10. Mini Project: Layer Identification
Look at the following technologies and write down which OSI Layer they belong to:- 1. A Cat6 Copper Cable. *(Answer: Layer 1 - Physical)*
- 2. A Cisco 2960 Switch forwarding based on MAC addresses. *(Answer: Layer 2 - Data Link)*
-
3.
An IP Address (
192.168.1.5). *(Answer: Layer 3 - Network)*
- 4. TCP Port 443. *(Answer: Layer 4 - Transport)*
- 5. Google Chrome downloading an HTML file. *(Answer: Layer 7 - Application)*
11. Practice Exercises
- 1. Explain the concept of Data Encapsulation.
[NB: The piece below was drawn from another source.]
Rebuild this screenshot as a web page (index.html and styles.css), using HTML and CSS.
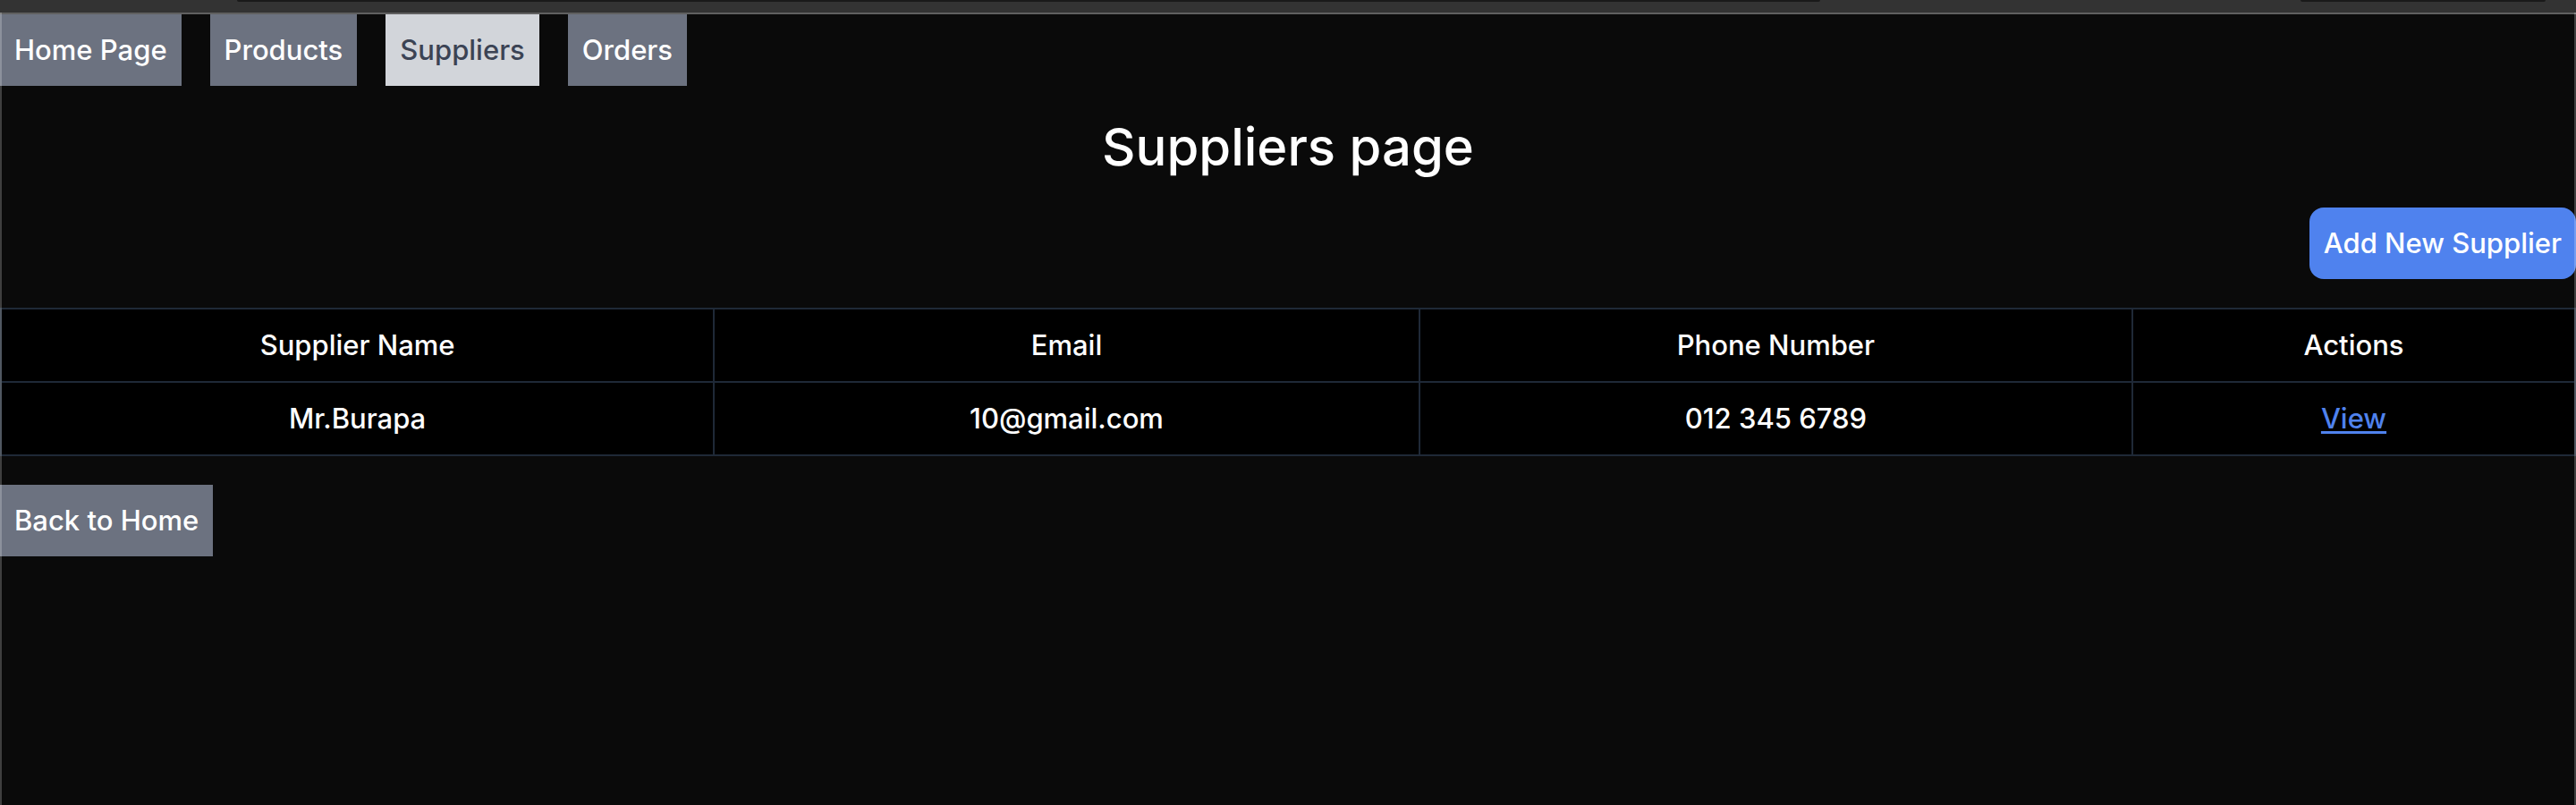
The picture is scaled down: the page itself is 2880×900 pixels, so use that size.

Why do we wrap the original application data in multiple different protocol headers?
- 2. Compare the 7-Layer OSI model with the 4-Layer TCP/IP model. Which OSI layers are condensed to form the TCP/IP Application layer?
12. MCQs with Answers
Question 1
A standard network Router operates primarily at which layer of the OSI model?
Question 2
During data transmission, the Transport layer wraps the Application data in a header. What is the resulting Protocol Data Unit (PDU) officially called at Layer 4?
13. Interview Questions
- Q: Name the 7 layers of the OSI model in order from bottom to top, and provide one example of a protocol or hardware device that operates at Layer 2, Layer 3, and Layer 7.
- Q: An application is failing to connect. You can successfully ping the server's IP address, proving connectivity exists. Using the OSI model vocabulary, explain how you would isolate the problem.
- Q: Walk me through the exact process of Data Encapsulation as a packet moves from Layer 7 down to Layer 1 on a transmitting computer.